My friends have given me everything good in my life.
My father was a completely self centered, completely selfish child in a man's body.
Totally narcissistic, utterly without interest in anything but himself.
I am free of him, and have been for years.
Theres regrets.
Mostly that he never behaved like a father to me, or cared about me at all unless he needed something from me.
You always have that hope, in the back of your mind that an abusive family member will wake up someday and seek forgiveness for their actions.
That they'll grow up and act like a real human being.
But that almost never happens outside of fiction.
-Badger-
There will always be unfulfilled needs and regrets involved in such cases.
In the end you must be the one to one who settles those regrets as your father was incapable of what you wanted, and those failures lie solely with him.
I've even told people that the funeral for my father will go one of two ways.. Either he suddenly wants to be a dad and make up for his greedy hoarding ways in which case I will say he was flawed but owned up to his crap... or he will die buried under a pile of his worthless stuff having pushed away his only family because he honestly believes "God helps those who help themselves" (not even a quote in the bible) and "He who dies with the most toys, wins"... Right now he's the latter and the thought of dumping a huge pile of fresh dog shit on his grave makes me feel all warm and fuzzy inside.
I actually got a whole power point presentation with pictures and videos of how shitty of a dad he was lol.
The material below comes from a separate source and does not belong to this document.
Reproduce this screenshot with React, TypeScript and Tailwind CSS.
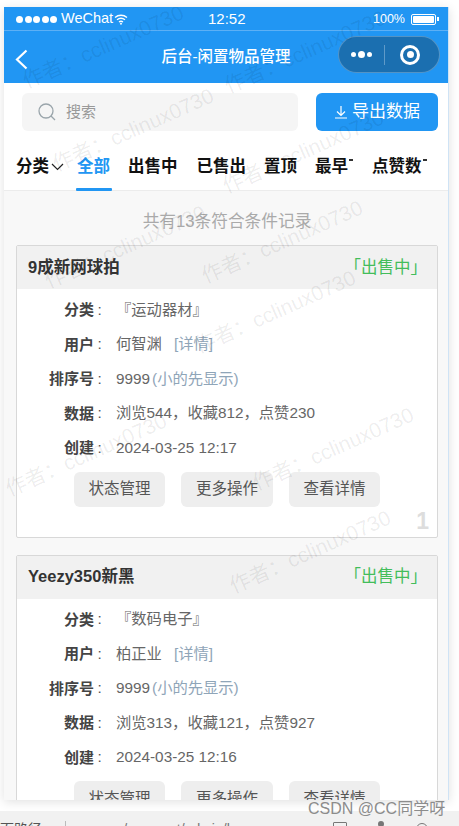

Just so at his funeral when everyone is lying through their teeth about how great he was I'll be able to shatter their ideal of him.
I really tired, for decades to connect with my dad, everything from trying counseling to father son road trips and they never worked. He always cared more about money and his broken ass hooptie cars than his own kids... And he absolutely hates the fact I knew more about how to fix and maintain cars than he does.
Don't let it get to you man, some people that are that crappy just aren't worth the effort and time wasted to try and make them better people.
The number one thing I can say I learned from my dad is to be nothing like my dad.